ModerationCategory
Represents categories for content moderation used to classify potentially harmful or inappropriate content. These categories help identify specific types of violations that content may fall under.
Inheritors
Types
Responses that are both verifiably false and likely to injure a living person’s reputation
Responses that contain factually incorrect information about electoral systems and processes, including in the time, place, or manner of voting in civic elections
Represents the "Harassment" moderation category.
Represents the category of moderation specifically focused on identifying content that involves harassment with a threatening nature.
Represents content categorized as hate speech or related material.
Represents the HATE_THREATENING moderation category.
Represents the moderation category for content that may involve illegal or illicit activities.
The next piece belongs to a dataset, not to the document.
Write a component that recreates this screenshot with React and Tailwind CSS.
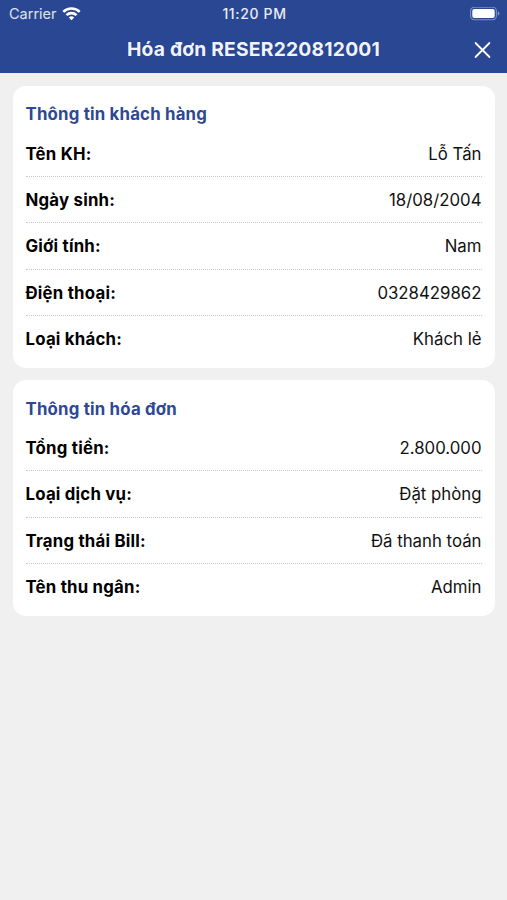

This category is used to identify content that violates legal frameworks or ethical guidelines.
Represents content classified as both illicit and violent in nature.
Responses that may violate the intellectual property rights of any third party
Represents a predefined moderation category for cases associated with misconduct.
Responses that contain sensitive, nonpublic personal information that could undermine someone’s physical, digital, or financial security
Represents a specific moderation category for identifying and handling potential prompt attacks.
Represents the "SELF_HARM" moderation category. This category is used to identify content that pertains to self-harm or related behavior.
Represents the moderation category for instructions or content that encourages or promotes self-harm.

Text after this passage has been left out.